Abstract

Health Watch was established in 1980 at the University of Melbourne to ‘explore possible links between occupational experience in the [petroleum] industry’ and subsequent mortality and cancer incidence. There was concern that occupational exposure to fossil fuels could result in occupational cancers and it was anticipated that ‘well designed epidemiological studies, and carefully planned data bases’ were ‘capable of confirming or refuting such association’ rather than relying on clinician recognition of clusters. Health Watch was ‘designed to operate as a general health surveillance system’ comparable to a contemporary USA study funded by the American Petroleum Institute. Later reports expanded the aim to be ‘a prospective epidemiological study with the capacity to test specific hypotheses regarding the possible health consequences of occupationally determined exposure to hydrocarbon and other chemical substances’. This follows efforts by the industry’s occupational hygienists to link descriptive job categories to an index of hydrocarbon exposure.
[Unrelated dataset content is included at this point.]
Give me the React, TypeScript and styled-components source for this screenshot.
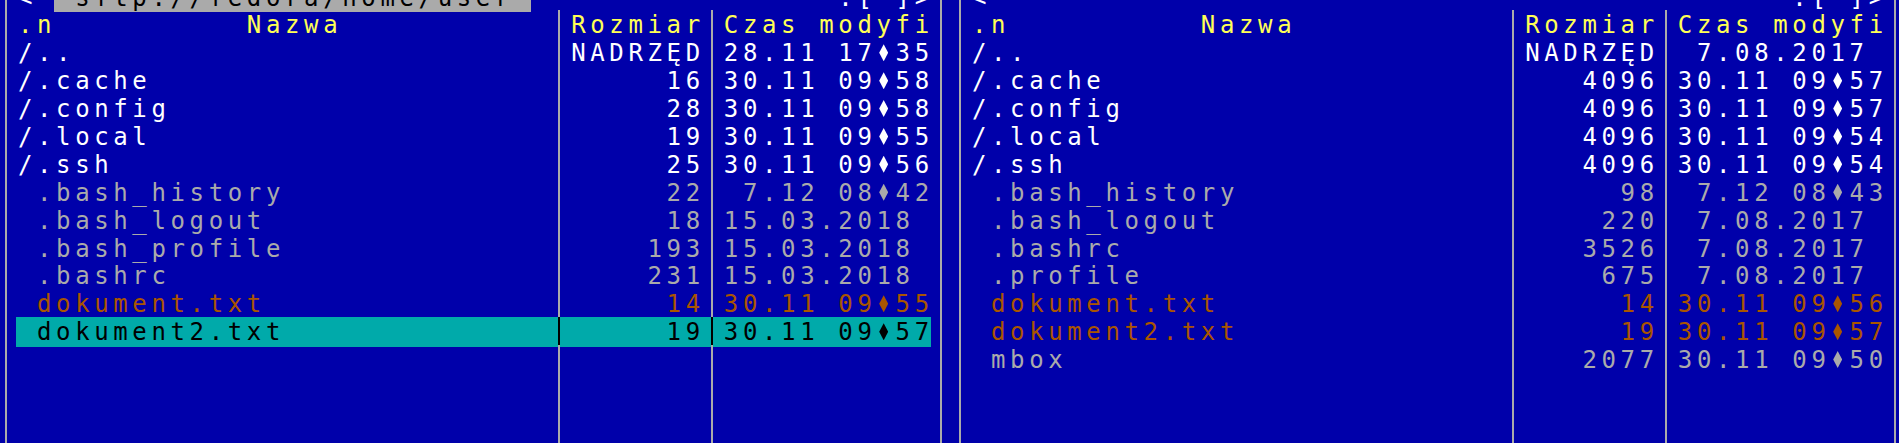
import React from 'react';
import styled, { createGlobalStyle } from 'styled-components';

const CW = 19.08;
const RH = 27.9;
const FS = 24;
const LS = CW - 0.60205 * FS;

const C = {
  bg: '#0000aa',
  line: '#aaaaaa',
  white: '#ffffff',
  gray: '#aaaaaa',
  yellow: '#ffff55',
  brown: '#aa5500',
  cyan: '#00aaaa',
  black: '#000000',
};

type Tone = 'dir' | 'file' | 'doc' | 'head' | 'sel' | 'title';
const toneColor: Record<Tone, string> = {
  dir: C.white,
  file: C.gray,
  doc: C.brown,
  head: C.yellow,
  sel: C.black,
  title: C.black,
};

const Global = createGlobalStyle`
  html, body { margin: 0; padding: 0; background: ${C.bg}; overflow: hidden; }
  body { width: 1899px; height: 443px; }
`;

const Screen = styled.div`
  display: flex;
  width: ${100 * CW}px;
  height: 480px;
  margin: -17.5px 0 0 -3.5px;
  background: ${C.bg};
  font-family: "DejaVu Sans Mono", "Liberation Mono", monospace;
  font-size: ${FS}px;
  letter-spacing: ${LS}px;
`;

const Panel = styled.section`
  display: flex;
  flex-direction: column;
  width: ${50 * CW}px;
`;

const Row = styled.div`
  display: grid;
  grid-template-columns: ${CW}px ${28 * CW}px ${CW}px ${7 * CW}px ${CW}px ${11 * CW}px ${CW}px;
  height: ${RH}px;
`;

const TitleRow = styled.div`
  display: grid;
  grid-template-columns: ${CW}px ${CW}px ${CW}px ${25 * CW}px 1fr ${5 * CW}px ${CW}px;
  height: ${RH}px;
`;

const Rule = styled.div<{ $dark?: boolean; $sel?: boolean; $off?: boolean }>`
  display: flex;
  justify-content: center;
  background: ${(p) => (p.$sel ? C.cyan : 'transparent')};
  &::before {
    content: '';
    width: 2px;
    height: 100%;
    background: ${(p) => (p.$off ? 'transparent' : p.$dark ? C.black : C.line)};
  }
`;

const Text = styled.div<{ $tone: Tone; $sel?: boolean }>`
  box-sizing: border-box;
  white-space: pre;
  color: ${(p) => toneColor[p.$tone]};
  background: ${(p) => (p.$sel ? C.cyan : 'transparent')};
  line-height: ${RH}px;
  padding: 2px 0 0 ${LS / 2}px;
`;

const TitleBox = styled(Text)<{ $active?: boolean }>`
  background: ${(p) => (p.$active ? C.gray : 'transparent')};
  color: ${(p) => (p.$active ? C.black : C.white)};
`;

const Diamond = styled.span`
  display: inline-block;
  width: ${CW}px;
  letter-spacing: 0;
  vertical-align: baseline;
  &::before {
    content: '';
    display: block;
    width: 9px;
    height: 17px;
    margin-left: ${CW / 2 - LS / 2 - 4.5}px;
    background: currentColor;
    clip-path: polygon(50% 0, 100% 50%, 50% 100%, 0 50%);
  }
`;

type Entry = { name: string; size: string; time: string; tone: Tone };

const leftFiles: Entry[] = [
  { name: '/..', size: 'NADRZĘD', time: '28.11 17♦35', tone: 'dir' },
  { name: '/.cache', size: '16', time: '30.11 09♦58', tone: 'dir' },
  { name: '/.config', size: '28', time: '30.11 09♦58', tone: 'dir' },
  { name: '/.local', size: '19', time: '30.11 09♦55', tone: 'dir' },
  { name: '/.ssh', size: '25', time: '30.11 09♦56', tone: 'dir' },
  { name: ' .bash_history', size: '22', time: ' 7.12 08♦42', tone: 'file' },
  { name: ' .bash_logout', size: '18', time: '15.03.2018', tone: 'file' },
  { name: ' .bash_profile', size: '193', time: '15.03.2018', tone: 'file' },
  { name: ' .bashrc', size: '231', time: '15.03.2018', tone: 'file' },
  { name: ' dokument.txt', size: '14', time: '30.11 09♦55', tone: 'doc' },
  { name: ' dokument2.txt', size: '19', time: '30.11 09♦57', tone: 'sel' },
];

const rightFiles: Entry[] = [
  { name: '/..', size: 'NADRZĘD', time: ' 7.08.2017', tone: 'dir' },
  { name: '/.cache', size: '4096', time: '30.11 09♦57', tone: 'dir' },
  { name: '/.config', size: '4096', time: '30.11 09♦57', tone: 'dir' },
  { name: '/.local', size: '4096', time: '30.11 09♦54', tone: 'dir' },
  { name: '/.ssh', size: '4096', time: '30.11 09♦54', tone: 'dir' },
  { name: ' .bash_history', size: '98', time: ' 7.12 08♦43', tone: 'file' },
  { name: ' .bash_logout', size: '220', time: ' 7.08.2017', tone: 'file' },
  { name: ' .bashrc', size: '3526', time: ' 7.08.2017', tone: 'file' },
  { name: ' .profile', size: '675', time: ' 7.08.2017', tone: 'file' },
  { name: ' dokument.txt', size: '14', time: '30.11 09♦56', tone: 'doc' },
  { name: ' dokument2.txt', size: '19', time: '30.11 09♦57', tone: 'doc' },
  { name: ' mbox', size: '2077', time: '30.11 09♦50', tone: 'file' },
];

const TimeText = ({ value }: { value: string }) => {
  const parts = value.split('♦');
  return (
    <>
      {parts.map((p, i) => (
        <React.Fragment key={i}>
          {i > 0 && <Diamond />}
          {p}
        </React.Fragment>
      ))}
    </>
  );
};

const FileRow = ({ e }: { e?: Entry }) => {
  const sel = e?.tone === 'sel';
  const tone: Tone = e ? e.tone : 'file';
  return (
    <Row>
      <Rule />
      <Text $tone={tone} $sel={sel}>{e ? e.name : ''}</Text>
      <Rule $sel={sel} $dark={sel} />
      <Text $tone={tone} $sel={sel}>{e ? e.size.padStart(7, ' ') : ''}</Text>
      <Rule $sel={sel} $dark={sel} />
      <Text $tone={tone} $sel={sel}>{e ? <TimeText value={e.time} /> : ''}</Text>
      <Rule />
    </Row>
  );
};

const FilePanel = ({ files, title }: { files: Entry[]; title?: string }) => {
  const rows: (Entry | undefined)[] = [...files];
  while (rows.length < 15) rows.push(undefined);
  return (
    <Panel>
      <TitleRow>
        <Rule />
        <Text $tone="dir">{'<'}</Text>
        <span />
        <TitleBox $tone="title" $active={!!title}>{title ?? ''}</TitleBox>
        <span />
        <Text $tone="dir">{'.[^]>'}</Text>
        <Rule />
      </TitleRow>
      <Row>
        <Rule />
        <Text $tone="head">{'.n          Nazwa'}</Text>
        <Rule />
        <Text $tone="head">Rozmiar</Text>
        <Rule />
        <Text $tone="head">Czas modyfi</Text>
        <Rule />
      </Row>
      {rows.map((e, i) => (
        <FileRow key={i} e={e} />
      ))}
    </Panel>
  );
};

export default function App() {
  return (
    <>
      <Global />
      <Screen>
        <FilePanel files={leftFiles} title=" sftp://fedora/home/user " />
        <FilePanel files={rightFiles} />
      </Screen>
    </>
  );
}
The main aims of tracking mortality and cancer incidence in the cohort have not changed over time, but subanalyses have been included e.g. for tanker drivers and for a group of men at a particular refinery. After an excess of lympho-haematopoetic (LH) cancer was identified, a case-control study was instituted to investigate whether benzene exposure was associated with this increased risk. This study was followed up in 2008 with a pooled analysis to identify which subtypes of LH cancer might be most strongly associated with benzene exposure. The industry has reduced benzene exposure over the period of the cohort. In 1999, the custodianship of the cohort was transferred to the University of Adelaide and then in 2005 to Monash University’s Centre for Occupational and Environmental Health in the Department of Epidemiology and Preventive Medicine, where it currently resides. The Australian Institute of Petroleum (AIP) has funded the relevant universities, including Monash University, to implement the study with funds from their member companies in the Australian petroleum industry. The study has an advisory committee that meets regularly and includes the relevant university investigators and trades union and company representatives. The committee is chaired by a representative of the participating companies on a rotating basis and the AIP provides the secretariat.